[AIM OF THE TASK]
Read the records below and copy each line that contains "styles".

[SUPPLIED ENTRIES]
>>>>>
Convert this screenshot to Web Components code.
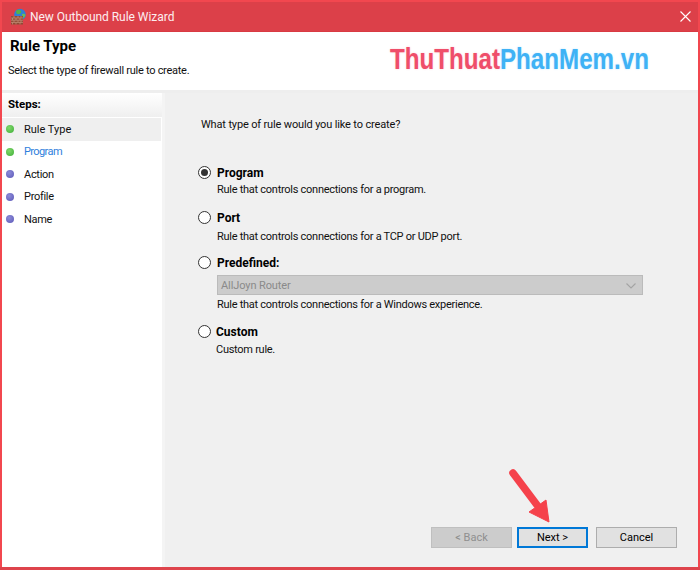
<!DOCTYPE html>
<html><head><meta charset="utf-8"><style>
html,body{margin:0;padding:0;width:700px;height:570px;overflow:hidden;background:#fff}
body{font:11px Roboto,"Liberation Sans",sans-serif;color:#111}
</style></head><body>
<wizard-window>
  <title-bar slot="title">New Outbound Rule Wizard</title-bar>
  <wizard-header slot="header"></wizard-header>
  <step-list slot="steps">
    <step-item state="done" current>Rule Type</step-item>
    <step-item state="done" link>Program</step-item>
    <step-item>Action</step-item>
    <step-item>Profile</step-item>
    <step-item>Name</step-item>
  </step-list>
  <rule-panel slot="main">
    <radio-option label="Program" checked>Rule that controls connections for a program.</radio-option>
    <radio-option label="Port" low>Rule that controls connections for a TCP or UDP port.</radio-option>
    <radio-option label="Predefined:"><select-box>AllJoyn Router</select-box>Rule that controls connections for a Windows experience.</radio-option>
    <radio-option label="Custom" tight>Custom rule.</radio-option>
    <wiz-button slot="footer" disabled>&lt; Back</wiz-button>
    <wiz-button slot="footer" focused>Next &gt;</wiz-button>
    <wiz-button slot="footer" cancel>Cancel</wiz-button>
  </rule-panel>
  <red-arrow slot="overlay"></red-arrow>
</wizard-window>
<script>
function def(name,html,init){
  customElements.define(name,class extends HTMLElement{
    constructor(){super();this.attachShadow({mode:'open'}).innerHTML=html;}
    connectedCallback(){if(init)init(this);}
  });
}
def('wizard-window',`<style>
:host{display:flex;flex-direction:column;box-sizing:border-box;width:700px;height:570px;position:relative;border:2px solid #f2474f;border-bottom:0;background:#fff}
.body{flex:1;display:flex;min-height:0;gap:3px;background:#f4f4f4}
.bottom{height:3px;margin:0 -2px;background:#de444c;flex:none}
</style><slot name="title"></slot><slot name="header"></slot><div class="body"><slot name="steps"></slot><slot name="main"></slot></div><div class="bottom"></div><slot name="overlay"></slot>`);
def('title-bar',`<style>
:host{display:flex;align-items:center;height:30px;flex:none;background:#dc4049;color:#fdeef0;font-size:12px;box-sizing:border-box;padding:0 0 0 8px;border-bottom:1px solid #d93a43;letter-spacing:-.04px}
svg{flex:none;margin-right:3px}
.t{flex:1}
.x{flex:none;margin-right:7px;display:block}
</style>
<svg width="17" height="17" viewBox="0 0 17 17">
<circle cx="10" cy="6.5" r="5.8" fill="#2f7fd6"/><path d="M6 3c2-2 4-1.500 5 0s-1 3-2 3-3 1-3-3z" fill="#56b04a"/><path d="M12 6c1.500-.5 3 0 3.500 1-.5 2-2 3-3 3z" fill="#6dbb58"/>
<rect x="1" y="8" width="12" height="8.500" fill="#8f4a36"/>
<path d="M1 10h12M1 12.200h12M1 14.400h12M4 8v2M8 8v2M11 8v2M2.500 10v2.200M6 10v2.200M10 10v2.200M4 12.200v2.200M8 12.200v2.200M11 12.200v2.200M2.500 14.400v2M6 14.400v2M10 14.400v2" stroke="#c9937d" stroke-width=".7" fill="none"/>
</svg><span class="t"><slot></slot></span>
<svg class="x" width="11" height="11" viewBox="0 0 11 11"><path d="M.5.500l10 10M10.500.500l-10 10" stroke="#fff" stroke-width="1.100"/></svg>`);
def('wizard-header',`<style>
:host{display:block;position:relative;flex:none;height:58px;background:#fff;border-bottom:3px solid #eee;box-sizing:content-box}
h1{margin:0;font-size:15px;font-weight:700;color:#000;position:absolute;left:8px;top:4px;line-height:20px;letter-spacing:-.03px}
p{margin:0;font-size:11px;position:absolute;left:6px;top:30px;line-height:18px;letter-spacing:-.27px}
.logo{position:absolute;left:388px;top:9px;width:259px;font:700 30px/36px "Liberation Sans",sans-serif;color:#ef4e6a;white-space:nowrap;transform:scaleX(.805);transform-origin:0 50%;text-shadow:0 0 2px rgba(239,78,106,.3)}
.logo b{color:#3fb2f5;font-weight:700;text-shadow:0 0 2px rgba(63,178,245,.35)}
</style><h1>Rule Type</h1><p>Select the type of firewall rule to create.</p><div class="logo">ThuThuat<b>PhanMem.vn</b></div>`);
def('step-list',`<style>
:host{display:flex;flex-direction:column;flex:none;width:160px;background:#fff}
.h{height:25px;flex:none;box-sizing:border-box;padding:0 0 0 6px;font-size:11.500px;font-weight:700;line-height:23px;background:linear-gradient(#fff,#efefef);color:#000;border-bottom:1px solid #fff}
</style><div class="h">Steps:</div><slot></slot>`);
def('step-item',`<style>
:host{display:flex;align-items:center;height:22.500px;padding-left:4px;margin-right:1px;letter-spacing:-.3px}
:host([current]){background:#efefef;letter-spacing:0}
:host([link]){color:#2f7fdc;letter-spacing:-.6px}
i{width:8px;height:8px;border-radius:50%;margin-right:10px;flex:none;background:radial-gradient(circle at 40% 35%,#8d8bd8,#5b58b8)}
:host([state=done]) i{background:radial-gradient(circle at 40% 35%,#7fd86a,#3fae38)}
</style><i></i><slot></slot>`);
def('rule-panel',`<style>
:host{display:flex;flex-direction:column;flex:1;min-width:0;background:#f0f0f0;box-sizing:border-box;padding:23px 21px 19px 36px}
.q{line-height:18px;margin-bottom:30px;letter-spacing:-.15px}
.opts{flex:1;display:flex;flex-direction:column}
.f{display:flex;gap:5px;flex:none}
::slotted(wiz-button:last-child){margin-left:3px}
</style><div class="q">What type of rule would you like to create?</div><div class="opts"><slot></slot></div><div class="f"><slot name="footer"></slot></div>`);
def('radio-option',`<style>
:host{display:grid;grid-template-columns:16px 1fr;font-size:11px;letter-spacing:-.27px;margin:0 0 9px -2px;line-height:18px}
:host([tight]){margin-top:0}
.r{width:13px;height:13px;box-sizing:border-box;border:1px solid #333;border-radius:50%;background:#fff;display:flex;align-items:center;justify-content:center;margin-top:2px;margin-left:-2px;transform:translateX(1px)}
:host([checked]) .r::after{content:"";width:7px;height:7px;border-radius:50%;background:#333}
.l{font-size:12px;letter-spacing:0;font-weight:700;color:#000;grid-column:2;grid-row:1;margin-left:2px}
.d{grid-column:2;margin-left:2px}
:host([checked]) .d{margin:-1px 0 1px 2px}
:host([low]) .d{margin:1px 0 -1px 2px}
:host([tight]) .l,:host([tight]) .d{margin-left:1px}
</style><span class="r"></span><span class="l"></span><div class="d"><slot></slot></div>`,
el=>{el.shadowRoot.querySelector('.l').textContent=el.getAttribute('label');});
def('select-box',`<style>
:host{display:flex;align-items:center;justify-content:space-between;box-sizing:border-box;width:426px;height:20px;margin:3px 0 1px;background:#ccc;border:1px solid #bbb;color:#8a8a8a;padding:1px 6px 0 3px;line-height:17px;letter-spacing:-.1px}
</style><slot></slot><svg width="10" height="6" viewBox="0 0 10 6"><path d="M.5.500l4.500 4.500 4.500-4.500" fill="none" stroke="#a4a4a4" stroke-width="1.100"/></svg>`);
def('wiz-button',`<style>
:host{display:flex;align-items:center;justify-content:center;box-sizing:border-box;width:81px;height:21px;background:#e1e1e1;border:1px solid #adadad;color:#000}
:host([disabled]){background:#ccc;border-color:#bfbfbf;color:#8f8f8f;margin-left:auto}
:host([focused]){width:71px;border:2px solid #0078d7}
</style><slot></slot>`);
def('red-arrow',`<style>
:host{display:block;position:absolute;left:-2px;top:-2px;width:700px;height:570px;pointer-events:none}
</style><svg width="700" height="570" viewBox="0 0 700 570"><path d="M513 473L537 505" stroke="#f5424b" stroke-width="7.500" stroke-linecap="round"/><path d="M529 512L546 500L549 522Z" fill="#f5424b" stroke="#f5424b" stroke-width="1"/></svg>`);
</script>
</body></html>
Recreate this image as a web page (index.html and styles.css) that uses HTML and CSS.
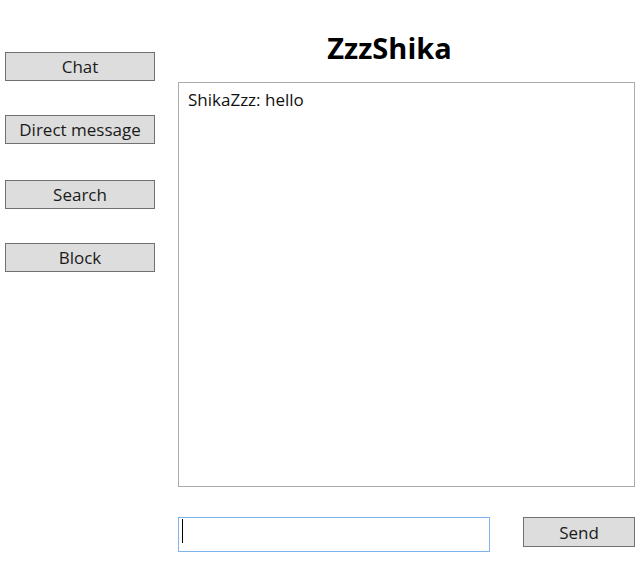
FILE: index.html
```html
<!DOCTYPE html>
<html>
<head>
<meta charset="utf-8">
<link rel="stylesheet" href="styles.css">
</head>
<body>
<div class="window">
  <nav class="sidebar">
    <button class="btn nav-btn">Chat</button>
    <button class="btn nav-btn">Direct message</button>
    <button class="btn nav-btn">Search</button>
    <button class="btn nav-btn">Block</button>
  </nav>
  <main class="main">
    <h1 class="title">ZzzShika</h1>
    <div class="chat-box">ShikaZzz: hello</div>
    <div class="compose">
      <div class="input"><span class="caret"></span></div>
      <button class="btn send-btn">Send</button>
    </div>
  </main>
</div>
</body>
</html>
```
FILE: styles.css
```css
* { box-sizing: border-box; }
html, body {
  margin: 0;
  padding: 0;
  background: #ffffff;
}
body {
  font-family: "Open Sans", "Noto Sans", sans-serif;
  font-size: 17px;
  color: #000;
}
.window {
  display: flex;
  width: 639px;
  height: 580px;
}
.sidebar {
  display: flex;
  flex-direction: column;
  gap: 34px;
  padding: 52px 0 0 5px;
  width: 178px;
}
.btn {
  font-family: inherit;
  font-size: 17px;
  color: #1a1a1a;
  background: #dddddd;
  border: 1px solid #707070;
  border-radius: 0;
  padding: 0;
  margin: 0;
  line-height: 1;
}
.nav-btn {
  width: 150px;
  height: 29px;
}
.nav-btn:nth-child(3) {
  margin-top: 2px;
}
.main {
  display: flex;
  flex-direction: column;
  width: 457px;
}
.title {
  margin: 0;
  height: 82px;
  padding: 28px 34px 0 0;
  text-align: center;
  font-family: "Open Sans", "Noto Sans", sans-serif;
  font-weight: 700;
  font-size: 29px;
  line-height: 40px;
}
.chat-box {
  height: 405px;
  border: 1px solid #ababab;
  padding: 5px 9px;
  line-height: 24px;
  color: #111;
}
.compose {
  display: flex;
  justify-content: space-between;
  align-items: flex-start;
  margin-top: 30px;
}
.input {
  width: 312px;
  height: 35px;
  border: 1px solid #7eb4ea;
  padding: 1px 3px;
}
.caret {
  display: block;
  width: 1px;
  height: 24px;
  background: #000;
}
.send-btn {
  width: 112px;
  height: 30px;
}
```
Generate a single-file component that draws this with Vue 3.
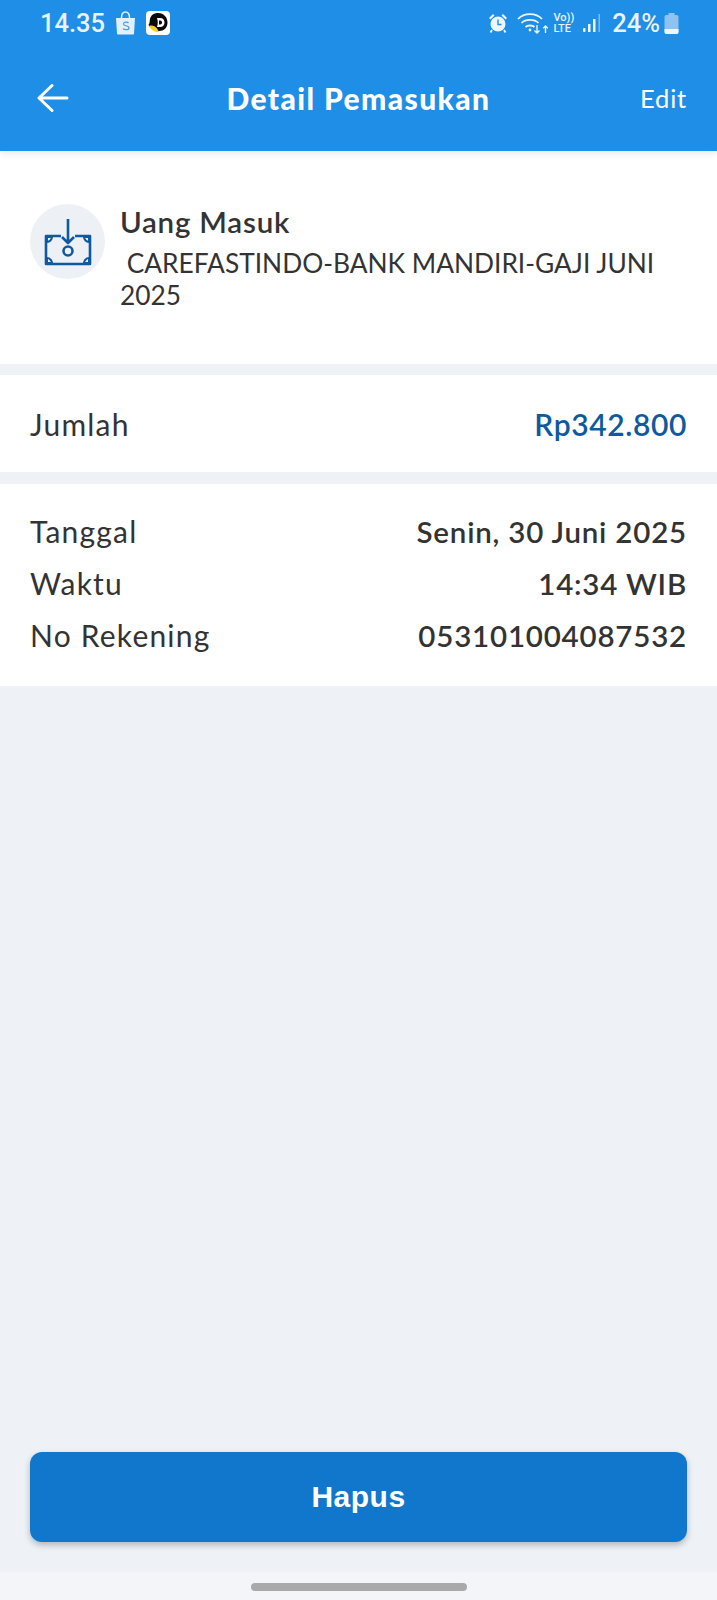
<script setup>
const details = [
  { label: 'Tanggal', value: 'Senin, 30 Juni 2025' },
  { label: 'Waktu', value: '14:34 WIB' },
  { label: 'No Rekening', value: '053101004087532' },
]
</script>

<template>
  <div class="screen">
    <header class="top">
      <div class="status">
        <div class="status-left">
          <span class="clock">14.35</span>
          <svg class="bag" width="21" height="24" viewBox="0 0 21 24">
            <path d="M1 7h19l-1 15.500a1 1 0 0 1-1 1H3a1 1 0 0 1-1-1z" fill="#e4f0fb" />
            <path d="M6.500 7c0-8 8-8 8 0" fill="none" stroke="#e4f0fb" stroke-width="1.500" />
            <path d="M13.500 12c-1-1.200-5-1.300-5 .9 0 2.400 5.500 1.300 5.500 4 0 2.300-4.600 2.200-6 .8" fill="none" stroke="#4c9be6" stroke-width="1.200" />
          </svg>
          <svg class="app" width="24" height="24" viewBox="0 0 24 24">
            <rect width="24" height="24" rx="4" fill="#fff" />
            <path d="M2.500 14c1.500-2 1-4 1.500-6 1-4 4-6 8-6 6 0 9.500 4.500 9.500 9.500 0 5-3.500 8.500-8.500 8.500-4 0-8-2-10.500-6z" fill="#0b0b0b" />
            <path d="M3 15c3-1 6 0 8 2.500l2 3.500c-4 .5-8-2-10-6z" fill="#f6d21f" />
            <path d="M11 7h3c3 0 4.500 2 4.500 4.500S17 16 14 16h-3c1-3 1-6 0-9z" fill="#fff" />
            <path d="M13 9.500h1c1.500 0 2 1 2 2s-.5 2-2 2h-1z" fill="#0b0b0b" />
          </svg>
        </div>
        <div class="status-right">
          <svg width="20" height="22" viewBox="0 0 20 22" fill="#eef6fd">
            <circle cx="10" cy="12" r="7.500" />
            <path d="M1 6l4-4 1.500 1.500-4 4zM19 6l-4-4-1.500 1.500 4 4z" />
            <path d="M10 7.500V12.500h3.500" fill="none" stroke="#1f8ee6" stroke-width="1.400" />
            <path d="M4 18l-1.500 2.500M16 18l1.500 2.500" stroke="#eef6fd" stroke-width="1.800" />
          </svg>
          <svg class="wifi" width="32" height="22" viewBox="0 0 32 22" fill="none" stroke="#eef6fd" stroke-width="1.800">
            <path d="M1 7c6-6.500 18-6.500 24 0M4.500 11c4-4.200 13-4.200 17 0M8.500 15c2-2 7-2 9 0" />
            <circle cx="13" cy="18" r="1.400" fill="#eef6fd" stroke="none" />
            <path d="M20 13v8m-2.500-2.500 2.500 2.500 2.500-2.500M28.500 21v-7m-2.200 2.200 2.200-2.200 2.200 2.200" stroke-width="1.400" />
          </svg>
          <div class="volte"><span>Vo))</span><span>LTE</span></div>
          <svg class="signal" width="18" height="20" viewBox="0 0 18 20">
            <rect x="0" y="15" width="2.500" height="4" rx="1" fill="#eef6fd" />
            <rect x="5" y="11" width="2.500" height="8" fill="#eef6fd" />
            <rect x="10" y="6" width="2.500" height="13" fill="#eef6fd" />
            <rect x="15.500" y="1" width="1.500" height="18" fill="#7fbcf0" />
          </svg>
          <span class="percent">24%</span>
          <svg class="battery" width="15" height="22" viewBox="0 0 15 22">
            <path d="M4.500 1h6v2h2.500a2 2 0 0 1 1.500 2v15a2 2 0 0 1-1.500 2H2a2 2 0 0 1-1.500-2V5A2 2 0 0 1 2 3h2.500z" fill="#8dc2f1" />
            <path d="M.5 17h14v3a2 2 0 0 1-1.500 2H2a2 2 0 0 1-1.500-2z" fill="#eef6fd" />
          </svg>
        </div>
      </div>
      <div class="nav">
        <svg class="back" width="32" height="32" viewBox="0 0 32 32" fill="none" stroke="#fff" stroke-width="3" stroke-linecap="round" stroke-linejoin="round">
          <path d="M2 16h28M15 3.500 2 16l13 12.500" />
        </svg>
        <h1>Detail Pemasukan</h1>
        <span class="edit">Edit</span>
      </div>
    </header>

    <main class="content">
      <section class="card summary">
        <div class="icon-wrap">
          <svg width="48" height="48" viewBox="0 0 48 48" fill="none" stroke="#0f5a9f" stroke-width="2.600" stroke-linejoin="round">
            <path d="M17 18H2v28h44V18H31" />
            <path d="M24 1v24M18 19l6 6 6-6" />
            <circle cx="24" cy="33" r="4.500" />
            <path d="M3 24c3 0 5-3 5-5H3zM45 24c-3 0-5-3-5-5h5zM3 40c3 0 5 3 5 5H3zM45 40c-3 0-5 3-5 5h5z" stroke-width="2" />
          </svg>
        </div>
        <div class="summary-text">
          <div class="title">Uang Masuk</div>
          <p class="desc">&nbsp;CAREFASTINDO-BANK MANDIRI-GAJI JUNI 2025</p>
        </div>
      </section>

      <section class="card amount">
        <span class="label">Jumlah</span>
        <span class="total">Rp342.800</span>
      </section>

      <section class="card info">
        <div v-for="row in details" :key="row.label" class="info-row">
          <span class="label">{{ row.label }}</span>
          <span class="value">{{ row.value }}</span>
        </div>
      </section>

      <div class="actions">
        <button class="delete">Hapus</button>
      </div>
    </main>

    <div class="home-bar"><span></span></div>
  </div>
</template>

<style scoped>
.screen {
  display: flex;
  flex-direction: column;
  width: 717px;
  height: 1600px;
  background: #eef1f6;
  font-family: Lato, "Noto Sans", sans-serif;
  color: #333;
}

.top {
  flex: none;
  height: 151px;
  background: #1f8ee6;
  color: #fff;
  box-shadow: 0 2px 8px rgba(0, 0, 0, 0.1);
  position: relative;
  z-index: 1;
}

.status {
  display: flex;
  justify-content: space-between;
  align-items: center;
  height: 46px;
  padding: 0 38px 0 40px;
}

.status-left,
.status-right {
  display: flex;
  align-items: center;
}

.status-left {
  gap: 10px;
}

.status-right {
  gap: 8px;
}

.clock,
.percent {
  font-family: Roboto, sans-serif;
  font-size: 25.500px;
  font-weight: 500;
  color: #e9f3fc;
}

.wifi {
  margin-left: 1px;
}

.volte {
  display: flex;
  flex-direction: column;
  margin-left: -4px;
  font-family: Roboto, sans-serif;
  font-size: 11px;
  font-weight: 500;
  line-height: 11px;
  color: #e9f3fc;
}

.signal {
  margin-left: 1px;
}

.percent {
  margin-left: 3px;
}

.battery {
  margin-left: -4px;
}

.nav {
  display: flex;
  align-items: center;
  justify-content: space-between;
  height: 60px;
  padding: 0 30px 0 37px;
  margin-top: 22px;
  position: relative;
}

.nav h1 {
  position: absolute;
  left: 0;
  right: 0;
  margin: 0;
  text-align: center;
  font-size: 30px;
  font-weight: 900;
  letter-spacing: 1.4px;
}

.edit {
  font-size: 25.500px;
  letter-spacing: 0.8px;
}

.content {
  flex: 1;
  display: flex;
  flex-direction: column;
  gap: 11px;
}

.card {
  background: #fff;
}

.summary {
  display: flex;
  gap: 15px;
  height: 213px;
  padding: 53px 30px 0;
  box-sizing: border-box;
}

.icon-wrap {
  flex: none;
  display: flex;
  align-items: center;
  justify-content: center;
  width: 75px;
  height: 75px;
  border-radius: 50%;
  background: #edf0f5;
}

.title {
  font-size: 29.500px;
  font-weight: 600;
  line-height: 32px;
  margin-top: 2px;
  letter-spacing: 0.8px;
}

.desc {
  margin: 9px 0 0;
  font-size: 26.300px;
  line-height: 32px;
}

.amount {
  display: flex;
  justify-content: space-between;
  align-items: center;
  height: 97px;
  padding: 0 30px;
}

.label {
  font-size: 30px;
  letter-spacing: 1.200px;
}

.total {
  font-size: 30px;
  font-weight: 600;
  letter-spacing: 0.6px;
  color: #0f5a9f;
}

.info {
  display: flex;
  flex-direction: column;
  gap: 20px;
  padding: 31px 30px 30px;
  height: 202px;
  box-sizing: border-box;
  margin-top: 1px;
}

.info-row {
  display: flex;
  justify-content: space-between;
  align-items: center;
  height: 32px;
}

.value {
  font-size: 29.500px;
  font-weight: 600;
  letter-spacing: 0.8px;
}

.actions {
  margin-top: auto;
  padding: 0 30px 30px;
}

.delete {
  display: block;
  width: 100%;
  height: 90px;
  border: 0;
  border-radius: 12px;
  background: #1177cc;
  color: #fff;
  font-family: "Liberation Sans", Arial, sans-serif;
  font-size: 30px;
  font-weight: 700;
  letter-spacing: 0.5px;
  box-shadow: 0 3px 6px rgba(0, 0, 0, 0.25);
}

.home-bar {
  flex: none;
  display: flex;
  justify-content: center;
  height: 28px;
  background: #f4f5f8;
  padding-top: 11px;
  box-sizing: border-box;
}

.home-bar span {
  width: 216px;
  height: 8px;
  border-radius: 4px;
  background: #a9a9ab;
}
</style>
<<<<<
[RESPONSE TO THIS EXERCISE]
Recreate this image as a web page (index.html and styles.css) that uses HTML and CSS.
<link rel="stylesheet" href="styles.css">
FILE: styles.css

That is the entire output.